Plus de bruit !
L’hiver dernier, à l’heure où frémissait la campagne présidentielle, dans les dîners, au
café, entre amis, en famille, nous causions politique. Une fois n’est pas coutume. Pénétrés
jusqu’à la moelle par les sondages et autres pronostics électoraux – injectés sans modération
par les médias –, nous devisions, tels des experts, sur les meilleures stratégies de vote
susceptibles d’introduire un rapport de force. Au premier tour. Au deuxième tour. Si tous
nous accordions sur le fait qu’il fallait d’urgence sortir de l’ère Sarkozy, les dissensions sur
les moyens d’y parvenir faisaient souvent grimper les décibels de nos tablées conviviales.

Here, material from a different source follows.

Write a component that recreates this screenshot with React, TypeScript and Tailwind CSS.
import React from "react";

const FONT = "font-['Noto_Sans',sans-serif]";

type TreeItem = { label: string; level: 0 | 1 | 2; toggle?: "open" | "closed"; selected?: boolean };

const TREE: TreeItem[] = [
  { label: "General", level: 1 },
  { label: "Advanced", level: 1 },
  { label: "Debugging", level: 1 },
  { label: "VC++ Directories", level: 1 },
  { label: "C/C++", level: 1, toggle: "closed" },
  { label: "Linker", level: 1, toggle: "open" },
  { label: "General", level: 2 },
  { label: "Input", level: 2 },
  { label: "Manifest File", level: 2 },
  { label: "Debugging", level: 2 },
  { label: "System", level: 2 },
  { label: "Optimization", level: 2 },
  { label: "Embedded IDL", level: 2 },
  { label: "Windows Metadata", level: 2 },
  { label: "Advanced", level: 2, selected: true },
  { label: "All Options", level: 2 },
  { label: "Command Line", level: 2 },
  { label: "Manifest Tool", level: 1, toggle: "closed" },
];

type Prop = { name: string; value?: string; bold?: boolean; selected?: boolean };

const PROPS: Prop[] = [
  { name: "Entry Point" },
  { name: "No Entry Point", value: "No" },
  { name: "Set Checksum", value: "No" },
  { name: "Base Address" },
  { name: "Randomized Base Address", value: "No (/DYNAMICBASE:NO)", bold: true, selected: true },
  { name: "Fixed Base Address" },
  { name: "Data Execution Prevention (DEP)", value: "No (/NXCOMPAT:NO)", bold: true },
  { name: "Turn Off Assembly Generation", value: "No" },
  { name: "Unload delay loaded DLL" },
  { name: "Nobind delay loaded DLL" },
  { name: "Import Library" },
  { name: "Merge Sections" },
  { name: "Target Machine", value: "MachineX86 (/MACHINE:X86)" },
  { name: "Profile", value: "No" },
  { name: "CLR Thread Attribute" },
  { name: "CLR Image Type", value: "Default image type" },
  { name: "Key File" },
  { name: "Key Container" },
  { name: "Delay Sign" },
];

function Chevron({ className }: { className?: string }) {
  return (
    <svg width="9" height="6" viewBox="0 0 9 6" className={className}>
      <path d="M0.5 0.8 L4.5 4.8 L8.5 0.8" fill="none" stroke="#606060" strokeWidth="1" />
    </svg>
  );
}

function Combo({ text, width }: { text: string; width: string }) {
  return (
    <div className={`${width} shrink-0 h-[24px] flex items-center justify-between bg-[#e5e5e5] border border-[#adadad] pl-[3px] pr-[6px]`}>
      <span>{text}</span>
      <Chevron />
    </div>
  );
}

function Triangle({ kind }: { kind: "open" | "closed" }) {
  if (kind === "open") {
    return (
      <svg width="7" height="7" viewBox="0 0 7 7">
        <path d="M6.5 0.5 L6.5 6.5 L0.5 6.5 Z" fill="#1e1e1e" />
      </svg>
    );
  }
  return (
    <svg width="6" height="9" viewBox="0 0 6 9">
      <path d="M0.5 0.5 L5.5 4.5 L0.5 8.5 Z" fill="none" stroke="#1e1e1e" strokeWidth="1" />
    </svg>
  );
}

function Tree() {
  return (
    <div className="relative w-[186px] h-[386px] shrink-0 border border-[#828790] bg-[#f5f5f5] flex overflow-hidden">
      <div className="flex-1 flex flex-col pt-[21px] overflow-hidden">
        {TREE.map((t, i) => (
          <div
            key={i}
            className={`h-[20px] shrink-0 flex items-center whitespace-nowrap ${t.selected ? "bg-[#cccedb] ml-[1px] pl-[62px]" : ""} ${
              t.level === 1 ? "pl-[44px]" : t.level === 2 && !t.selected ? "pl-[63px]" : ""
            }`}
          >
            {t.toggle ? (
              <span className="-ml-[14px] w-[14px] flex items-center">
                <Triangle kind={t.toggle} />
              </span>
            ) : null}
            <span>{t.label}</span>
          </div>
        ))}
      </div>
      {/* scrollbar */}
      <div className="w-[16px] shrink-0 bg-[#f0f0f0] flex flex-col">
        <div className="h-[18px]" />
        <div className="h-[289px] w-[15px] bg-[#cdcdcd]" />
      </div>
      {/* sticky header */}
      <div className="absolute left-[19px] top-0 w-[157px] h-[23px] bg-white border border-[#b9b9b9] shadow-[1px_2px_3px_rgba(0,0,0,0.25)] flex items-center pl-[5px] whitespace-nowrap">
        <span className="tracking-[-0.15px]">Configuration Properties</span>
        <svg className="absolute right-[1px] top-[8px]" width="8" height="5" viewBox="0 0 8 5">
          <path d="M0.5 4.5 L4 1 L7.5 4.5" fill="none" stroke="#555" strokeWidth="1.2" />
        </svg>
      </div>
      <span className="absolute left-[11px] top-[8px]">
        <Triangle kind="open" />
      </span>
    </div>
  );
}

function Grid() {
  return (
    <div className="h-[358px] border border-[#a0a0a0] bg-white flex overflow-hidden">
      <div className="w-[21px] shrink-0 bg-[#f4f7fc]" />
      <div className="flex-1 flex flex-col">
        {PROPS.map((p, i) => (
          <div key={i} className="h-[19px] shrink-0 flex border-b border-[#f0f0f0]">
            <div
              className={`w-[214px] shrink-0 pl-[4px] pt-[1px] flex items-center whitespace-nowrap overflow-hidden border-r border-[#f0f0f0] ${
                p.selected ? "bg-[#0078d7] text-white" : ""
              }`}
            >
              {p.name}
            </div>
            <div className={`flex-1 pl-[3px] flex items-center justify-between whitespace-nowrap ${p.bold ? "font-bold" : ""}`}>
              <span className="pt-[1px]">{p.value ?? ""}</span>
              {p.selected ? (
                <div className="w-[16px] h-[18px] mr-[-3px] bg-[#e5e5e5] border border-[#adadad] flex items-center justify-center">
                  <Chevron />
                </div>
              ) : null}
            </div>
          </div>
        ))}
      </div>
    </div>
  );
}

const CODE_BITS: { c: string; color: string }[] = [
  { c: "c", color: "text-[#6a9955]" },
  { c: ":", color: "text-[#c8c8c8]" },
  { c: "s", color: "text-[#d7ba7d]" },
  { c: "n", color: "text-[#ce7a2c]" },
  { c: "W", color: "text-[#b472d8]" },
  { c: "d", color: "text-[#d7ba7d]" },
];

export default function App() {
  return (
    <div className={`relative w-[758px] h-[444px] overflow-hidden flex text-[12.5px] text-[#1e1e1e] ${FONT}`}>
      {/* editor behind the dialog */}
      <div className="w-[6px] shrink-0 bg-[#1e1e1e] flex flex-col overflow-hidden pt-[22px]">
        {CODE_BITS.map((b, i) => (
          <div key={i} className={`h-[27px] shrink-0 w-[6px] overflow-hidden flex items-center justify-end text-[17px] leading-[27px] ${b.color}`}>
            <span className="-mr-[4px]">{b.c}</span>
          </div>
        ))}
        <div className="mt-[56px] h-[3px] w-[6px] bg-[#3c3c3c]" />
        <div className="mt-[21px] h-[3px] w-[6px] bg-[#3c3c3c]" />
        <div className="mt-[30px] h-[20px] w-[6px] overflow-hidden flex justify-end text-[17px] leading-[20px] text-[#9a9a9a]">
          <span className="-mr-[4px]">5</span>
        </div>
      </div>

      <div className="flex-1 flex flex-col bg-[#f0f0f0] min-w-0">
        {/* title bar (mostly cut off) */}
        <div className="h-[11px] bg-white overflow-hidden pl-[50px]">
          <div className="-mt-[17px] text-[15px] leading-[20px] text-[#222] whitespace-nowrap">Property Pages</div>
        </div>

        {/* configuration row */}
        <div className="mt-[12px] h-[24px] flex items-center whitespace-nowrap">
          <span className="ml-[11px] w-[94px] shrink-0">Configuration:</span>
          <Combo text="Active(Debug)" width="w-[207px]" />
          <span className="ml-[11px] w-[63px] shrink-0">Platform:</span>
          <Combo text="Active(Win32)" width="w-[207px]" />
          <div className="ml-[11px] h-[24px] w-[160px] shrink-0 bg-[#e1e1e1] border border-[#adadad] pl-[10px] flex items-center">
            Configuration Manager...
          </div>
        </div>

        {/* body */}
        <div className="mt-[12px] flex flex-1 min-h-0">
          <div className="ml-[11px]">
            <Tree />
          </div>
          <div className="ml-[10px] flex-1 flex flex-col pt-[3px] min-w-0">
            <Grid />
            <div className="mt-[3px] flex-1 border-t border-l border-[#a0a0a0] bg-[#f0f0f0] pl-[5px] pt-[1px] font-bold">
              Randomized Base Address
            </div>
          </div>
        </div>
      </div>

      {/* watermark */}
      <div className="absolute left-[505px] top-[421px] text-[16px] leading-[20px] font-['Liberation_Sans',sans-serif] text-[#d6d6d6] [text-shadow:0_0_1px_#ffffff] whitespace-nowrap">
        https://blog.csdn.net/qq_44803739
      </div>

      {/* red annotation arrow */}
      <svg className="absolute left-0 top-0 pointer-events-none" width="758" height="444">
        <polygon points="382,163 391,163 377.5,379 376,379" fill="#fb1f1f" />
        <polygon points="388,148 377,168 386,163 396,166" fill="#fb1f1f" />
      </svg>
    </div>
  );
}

Entre ceux qui voulaient voter Hollande dès le premier tour (si, si), ceux qui ne voulaient
voter qu’au premier round – « J’ai voté Chirac en 2002, Royal en 2007, alors Hollande en
2012, c’est niet ! » – sans parler de ceux (moins nombreux) qui ne voulaient plus voter
du tout, autant dire que les discussions allaient bon train. Je me souviens aujourd’hui
d’un argument qui avait souvent raison des plus récalcitrants au vote socialo du deuxième
tour : le pouvoir de la rue. Autrement dit, après dix années de néolibéralisme de
droite, de gouvernements totalement sourds aux revendications des mouvements sociaux
(retraite, recherche, etc.), avec l’accession au pouvoir d’un gouvernement certes libéral
mais de « gauche », on allait voir ce qu’on allait voir ! À peine Hollande installé à l’Élysée,
nous ressortirions nos banderoles et reprendrions le pavé pour de nouveau gagner des
batailles dans la rue. Chiche. On a voté Hollande au deuxième tour. Et depuis, c’est la
droite qui bat le pavé, et nos batailles vacillent. Même celles qu’on croyait gagnées. Hollande
avait promis le mariage homo, une victoire arrachée de haute lutte, menacée en un
week-end par deux manifs de droite et une clause de conscience pour les maires homophobes.
Certes, abrogée depuis, mais le vent du boulet a frôlé la pièce montée. Quelques
semaines plus tôt, un battement d’aile des patrons pigeons a fait s’envoler le projet de taxer
les plus-values en cas de cession d’entreprises. Pfffttt ! Pendant ce temps, à Notre-Damedes-
Landes, à Florange, les luttes continuent, en vain… Inaudibles. Le 1er décembre,
alors que chômeurs et précaires défilaient dans les rues de Paris, les médias donnaient
essentiellement de la voix aux manifestants-toubibs inquiets quant à la remise en cause
de leurs dépassements d’honoraires.
La droite serait-elle en train de nous confisquer notre pouvoir contestataire ? On dirait
bien. Alors, si nous ne voulons pas que l’insurrection qui vient se perde en chemin, il va
vite nous falloir reprendre la rue et faire plus de bruit.